Business leaders in Guernsey are urging Home Affairs president Rob Prow to press ahead immediately with the review of the population management law (PML) and not to use Brexit and Covid as the reasons for the current acute labour shortages.
The Confederation of Guernsey Industry is calling for action to amend the legislation which it says is damaging and risks becoming ‘terminal’ for certain sectors. This follows the States’ recent announcement of a limited relaxation in restrictions and its plans for a review in 2022.
CGi chairman Dave Newman said: “We have been encouraged through our discussions with Home Affairs, the Population Management office and Economic Development that there is a willingness to help industry. The team under Gary Salter is working hard and shown as much flexibility as possible but has exhausted all of the options within the PML. They have dealt individually with some of our members but as always, are constricted by what they can do by the current, existing legislation.

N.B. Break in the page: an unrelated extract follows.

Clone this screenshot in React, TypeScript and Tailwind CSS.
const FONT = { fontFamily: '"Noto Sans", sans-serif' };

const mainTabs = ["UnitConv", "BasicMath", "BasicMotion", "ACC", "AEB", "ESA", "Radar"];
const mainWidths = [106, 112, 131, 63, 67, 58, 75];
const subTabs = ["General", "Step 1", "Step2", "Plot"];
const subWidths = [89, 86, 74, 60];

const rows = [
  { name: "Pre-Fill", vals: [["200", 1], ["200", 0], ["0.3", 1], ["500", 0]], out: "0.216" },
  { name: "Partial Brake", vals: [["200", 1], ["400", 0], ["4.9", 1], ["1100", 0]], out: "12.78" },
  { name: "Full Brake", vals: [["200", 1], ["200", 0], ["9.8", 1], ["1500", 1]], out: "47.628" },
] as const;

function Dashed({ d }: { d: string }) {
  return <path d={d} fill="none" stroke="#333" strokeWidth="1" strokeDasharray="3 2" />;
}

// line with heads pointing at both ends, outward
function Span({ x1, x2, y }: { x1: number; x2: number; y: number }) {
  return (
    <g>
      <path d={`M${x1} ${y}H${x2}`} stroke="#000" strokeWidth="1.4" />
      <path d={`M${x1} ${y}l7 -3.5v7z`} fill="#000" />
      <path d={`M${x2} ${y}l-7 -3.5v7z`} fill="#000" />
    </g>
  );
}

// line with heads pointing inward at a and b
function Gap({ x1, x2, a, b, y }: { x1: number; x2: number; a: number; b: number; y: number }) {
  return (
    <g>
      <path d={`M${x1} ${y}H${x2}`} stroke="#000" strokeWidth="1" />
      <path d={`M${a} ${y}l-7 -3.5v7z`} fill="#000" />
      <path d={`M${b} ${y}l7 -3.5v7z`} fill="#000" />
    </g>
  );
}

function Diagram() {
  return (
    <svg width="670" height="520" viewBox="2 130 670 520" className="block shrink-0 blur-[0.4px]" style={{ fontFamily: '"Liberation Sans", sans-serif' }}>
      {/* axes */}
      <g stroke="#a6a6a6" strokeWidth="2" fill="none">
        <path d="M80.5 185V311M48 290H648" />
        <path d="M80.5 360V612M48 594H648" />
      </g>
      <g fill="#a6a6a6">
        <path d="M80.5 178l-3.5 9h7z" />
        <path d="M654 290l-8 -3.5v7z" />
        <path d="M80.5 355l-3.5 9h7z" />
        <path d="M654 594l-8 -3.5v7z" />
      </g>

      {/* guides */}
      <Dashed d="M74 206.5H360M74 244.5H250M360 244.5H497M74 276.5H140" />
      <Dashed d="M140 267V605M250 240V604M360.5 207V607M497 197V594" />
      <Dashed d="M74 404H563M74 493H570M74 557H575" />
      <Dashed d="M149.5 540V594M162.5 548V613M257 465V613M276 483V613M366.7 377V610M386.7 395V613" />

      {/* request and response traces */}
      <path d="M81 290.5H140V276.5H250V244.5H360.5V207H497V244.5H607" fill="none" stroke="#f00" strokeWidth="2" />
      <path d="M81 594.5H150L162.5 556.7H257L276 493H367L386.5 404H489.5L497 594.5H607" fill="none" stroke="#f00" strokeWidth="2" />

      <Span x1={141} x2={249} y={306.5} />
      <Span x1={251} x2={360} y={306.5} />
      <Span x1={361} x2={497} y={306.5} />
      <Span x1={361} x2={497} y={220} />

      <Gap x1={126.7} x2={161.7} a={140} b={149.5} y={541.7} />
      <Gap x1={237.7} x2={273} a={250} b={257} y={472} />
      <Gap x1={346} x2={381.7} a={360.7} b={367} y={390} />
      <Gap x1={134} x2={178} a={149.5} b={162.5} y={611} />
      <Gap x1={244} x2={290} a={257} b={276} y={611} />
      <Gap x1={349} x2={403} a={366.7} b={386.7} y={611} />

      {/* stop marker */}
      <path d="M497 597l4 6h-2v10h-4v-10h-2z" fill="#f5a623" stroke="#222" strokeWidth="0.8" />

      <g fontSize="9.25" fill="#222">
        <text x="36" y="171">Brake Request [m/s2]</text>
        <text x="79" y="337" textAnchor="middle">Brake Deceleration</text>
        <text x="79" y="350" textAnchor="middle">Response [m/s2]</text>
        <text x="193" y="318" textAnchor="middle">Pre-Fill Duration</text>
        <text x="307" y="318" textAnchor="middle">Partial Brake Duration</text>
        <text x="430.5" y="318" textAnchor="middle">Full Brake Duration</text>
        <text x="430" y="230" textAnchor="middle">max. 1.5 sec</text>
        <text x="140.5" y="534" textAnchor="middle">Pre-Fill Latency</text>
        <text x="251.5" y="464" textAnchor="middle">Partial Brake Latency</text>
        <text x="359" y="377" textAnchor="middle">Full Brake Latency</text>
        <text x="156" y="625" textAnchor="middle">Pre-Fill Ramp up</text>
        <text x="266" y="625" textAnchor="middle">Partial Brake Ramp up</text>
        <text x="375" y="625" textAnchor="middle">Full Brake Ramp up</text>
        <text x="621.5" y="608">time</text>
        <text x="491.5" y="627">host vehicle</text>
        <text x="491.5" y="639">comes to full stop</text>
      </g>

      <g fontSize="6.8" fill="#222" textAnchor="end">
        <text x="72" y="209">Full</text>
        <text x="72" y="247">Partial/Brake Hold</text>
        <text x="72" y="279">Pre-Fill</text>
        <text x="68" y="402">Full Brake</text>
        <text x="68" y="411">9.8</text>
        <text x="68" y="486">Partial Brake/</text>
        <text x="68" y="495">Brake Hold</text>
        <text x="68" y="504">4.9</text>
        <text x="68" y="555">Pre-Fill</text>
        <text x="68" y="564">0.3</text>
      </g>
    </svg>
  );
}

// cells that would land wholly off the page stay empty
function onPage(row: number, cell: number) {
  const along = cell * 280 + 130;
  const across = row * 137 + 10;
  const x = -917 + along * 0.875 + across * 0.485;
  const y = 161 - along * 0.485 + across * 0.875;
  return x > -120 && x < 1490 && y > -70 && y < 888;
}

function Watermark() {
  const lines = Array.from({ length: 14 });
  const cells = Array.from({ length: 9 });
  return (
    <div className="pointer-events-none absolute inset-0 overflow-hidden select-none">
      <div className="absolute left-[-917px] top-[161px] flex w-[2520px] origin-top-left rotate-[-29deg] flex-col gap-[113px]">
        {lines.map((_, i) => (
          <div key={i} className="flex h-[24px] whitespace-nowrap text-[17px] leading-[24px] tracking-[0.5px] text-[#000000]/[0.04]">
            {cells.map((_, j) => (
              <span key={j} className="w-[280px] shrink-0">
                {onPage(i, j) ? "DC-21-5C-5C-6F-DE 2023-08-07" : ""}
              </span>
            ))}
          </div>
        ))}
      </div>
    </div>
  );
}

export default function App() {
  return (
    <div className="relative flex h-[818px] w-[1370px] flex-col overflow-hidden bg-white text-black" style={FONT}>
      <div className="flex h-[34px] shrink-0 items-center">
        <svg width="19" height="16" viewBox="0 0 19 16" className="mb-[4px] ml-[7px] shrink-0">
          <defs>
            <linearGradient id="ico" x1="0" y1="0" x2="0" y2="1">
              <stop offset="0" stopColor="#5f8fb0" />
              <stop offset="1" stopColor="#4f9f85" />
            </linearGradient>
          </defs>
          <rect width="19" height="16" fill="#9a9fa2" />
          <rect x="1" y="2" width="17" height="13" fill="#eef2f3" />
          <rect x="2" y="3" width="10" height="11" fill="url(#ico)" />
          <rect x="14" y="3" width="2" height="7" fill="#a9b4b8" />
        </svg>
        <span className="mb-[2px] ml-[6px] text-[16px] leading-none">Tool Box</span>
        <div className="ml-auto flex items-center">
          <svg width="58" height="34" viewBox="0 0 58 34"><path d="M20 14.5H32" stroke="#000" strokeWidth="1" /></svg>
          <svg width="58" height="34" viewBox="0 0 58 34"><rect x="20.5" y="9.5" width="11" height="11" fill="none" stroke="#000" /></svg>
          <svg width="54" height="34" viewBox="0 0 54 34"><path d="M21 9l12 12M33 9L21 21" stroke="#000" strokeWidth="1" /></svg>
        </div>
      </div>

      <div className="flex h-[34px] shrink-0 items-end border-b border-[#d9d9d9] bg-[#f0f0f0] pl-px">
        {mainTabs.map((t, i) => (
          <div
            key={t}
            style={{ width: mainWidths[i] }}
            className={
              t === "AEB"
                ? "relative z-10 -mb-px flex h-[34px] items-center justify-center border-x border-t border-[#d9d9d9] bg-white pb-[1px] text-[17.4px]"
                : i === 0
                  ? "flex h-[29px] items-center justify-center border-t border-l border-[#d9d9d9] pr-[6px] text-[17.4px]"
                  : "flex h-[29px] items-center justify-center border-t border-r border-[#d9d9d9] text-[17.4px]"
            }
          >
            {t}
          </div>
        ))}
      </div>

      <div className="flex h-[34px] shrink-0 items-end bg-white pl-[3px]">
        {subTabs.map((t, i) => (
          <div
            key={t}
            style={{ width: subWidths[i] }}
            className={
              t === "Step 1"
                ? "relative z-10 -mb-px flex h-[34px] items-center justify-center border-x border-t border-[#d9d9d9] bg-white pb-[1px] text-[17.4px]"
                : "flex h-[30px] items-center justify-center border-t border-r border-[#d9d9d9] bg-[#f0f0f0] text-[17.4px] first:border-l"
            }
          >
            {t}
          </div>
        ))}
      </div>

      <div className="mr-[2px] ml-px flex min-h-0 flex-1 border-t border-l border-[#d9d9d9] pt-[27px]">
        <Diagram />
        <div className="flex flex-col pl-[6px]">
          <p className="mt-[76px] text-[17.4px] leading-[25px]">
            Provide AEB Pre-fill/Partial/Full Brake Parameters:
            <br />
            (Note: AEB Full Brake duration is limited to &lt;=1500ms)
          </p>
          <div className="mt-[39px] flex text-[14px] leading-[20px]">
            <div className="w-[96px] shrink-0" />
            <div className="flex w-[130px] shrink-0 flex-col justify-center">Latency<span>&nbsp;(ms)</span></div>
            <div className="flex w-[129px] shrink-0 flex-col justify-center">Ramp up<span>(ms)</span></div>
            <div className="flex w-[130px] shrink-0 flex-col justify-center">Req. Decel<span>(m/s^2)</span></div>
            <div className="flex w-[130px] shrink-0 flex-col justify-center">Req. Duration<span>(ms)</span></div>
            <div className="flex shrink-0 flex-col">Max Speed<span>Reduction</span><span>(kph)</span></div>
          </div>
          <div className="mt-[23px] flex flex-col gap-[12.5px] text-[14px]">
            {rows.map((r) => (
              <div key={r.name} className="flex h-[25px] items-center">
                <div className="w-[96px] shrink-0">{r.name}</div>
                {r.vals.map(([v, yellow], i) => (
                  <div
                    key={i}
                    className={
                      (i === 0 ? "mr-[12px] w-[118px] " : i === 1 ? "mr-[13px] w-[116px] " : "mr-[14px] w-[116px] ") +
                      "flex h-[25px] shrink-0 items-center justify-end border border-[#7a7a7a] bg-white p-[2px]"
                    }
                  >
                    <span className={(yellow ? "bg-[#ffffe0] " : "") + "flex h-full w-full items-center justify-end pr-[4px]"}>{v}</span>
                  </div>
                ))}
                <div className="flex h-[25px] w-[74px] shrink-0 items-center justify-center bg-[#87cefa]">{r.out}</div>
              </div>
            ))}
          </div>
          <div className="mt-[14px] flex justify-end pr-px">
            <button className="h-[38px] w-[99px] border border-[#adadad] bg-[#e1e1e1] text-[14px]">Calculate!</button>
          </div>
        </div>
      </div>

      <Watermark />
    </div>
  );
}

“The CGi has always maintained that the law was out of date as soon as it was introduced in 2017 and made several statements in the media to that effect. The current issues created by Brexit and Covid should also not be used to mask the inefficiencies of the present law and the case for action has been amply demonstrated by sectors across the Island so we now urge government to act.”
“We hope there is now no disagreement that the legislation isn’t working in the way intended,” said Mr Newman. “That means all of our efforts and those of government should be focussed on rectifying matters before it is too late. The CGi accepts some of the issues are beyond the Island’s control however existing population management law is not.”
The CGi say that they are willing to continue joint talks with P&R, Home Affairs, which has responsibility for the legislation, Economic Development and industry sector representatives.
Mr Newman added: “This isn’t a “blame game”. Instead, it is a heartfelt plea to work collaboratively with government agencies to remove the elements that are directly harming local businesses.
“We hope everyone involved now recognises see this as an island problem that needs out-of-the-silo creativity to resolve, which is why we are appealing to Deputy Prow to lead the review as quickly as possible.”